> While jurors sided with Intellectual Ventures, they awarded the patent holder less than six percent of the $299 million its lawyers sought, according to a Symantec spokesperson. The verdict form indicates the company was also asking for ongoing royalty payments, which the jury rejected.
I'm having trouble reconciling $299 million with these patents, which appear to be gigantically obvious. The second patent, US6073142 A, appears to basically be a description of procmail circa 1990. I challenge anyone to figure out where the $299+ million idea was.
It's all nonsensical, so try not to stress yourself too hard trying to make sense of it.
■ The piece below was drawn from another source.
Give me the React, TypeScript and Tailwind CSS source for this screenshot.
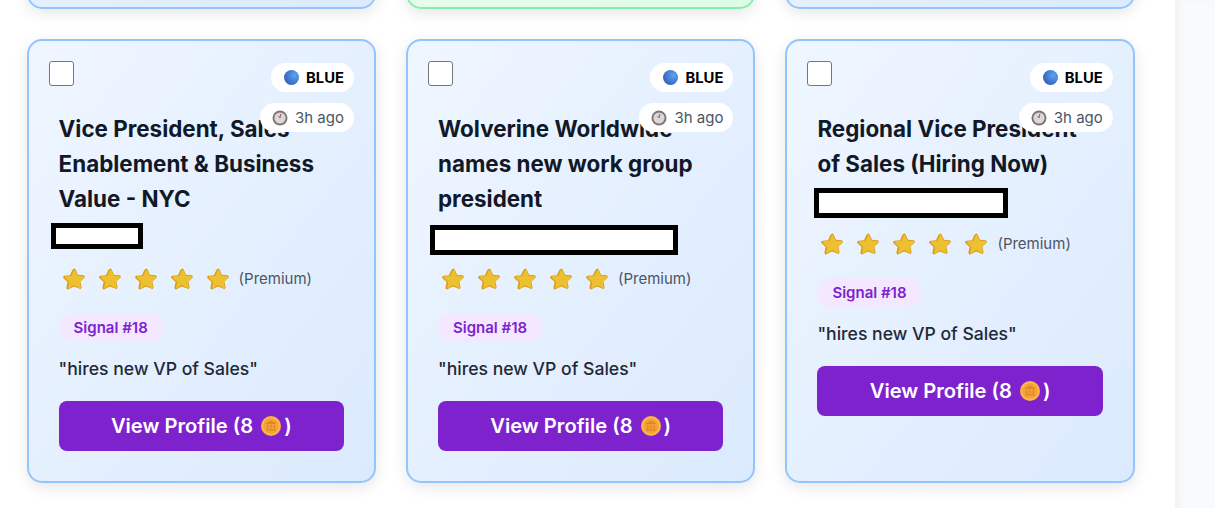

This is much like prosecutors filing 68 charges against someone that committed a single crime. They pick the number from the most absurd form of math, which sets the bar high. If they had asked for $15m, the might have gotten only 6% of that, so they start as high as they can, assuming a reduced valuation, because they know the patent is flimsy at best.
The problem is that they got anything at all, which lends validity to absurdly obvious patents with decades of prior art.
This kind of mathematics is always pie-in-the-sky, but it's generally based on some function of the sales of the infringing product. So a patent may cover a single narrow feature worth only a fraction of a single sale, but if there were a billion copies sold, those fractions add up. How you derive these numbers belongs to the lofty realm of experts charging thousands of dollars by the hour.
I'm having trouble reconciling $299 million with these patents, which appear to be gigantically obvious. The second patent, US6073142 A, appears to basically be a description of procmail circa 1990. I challenge anyone to figure out where the $299+ million idea was.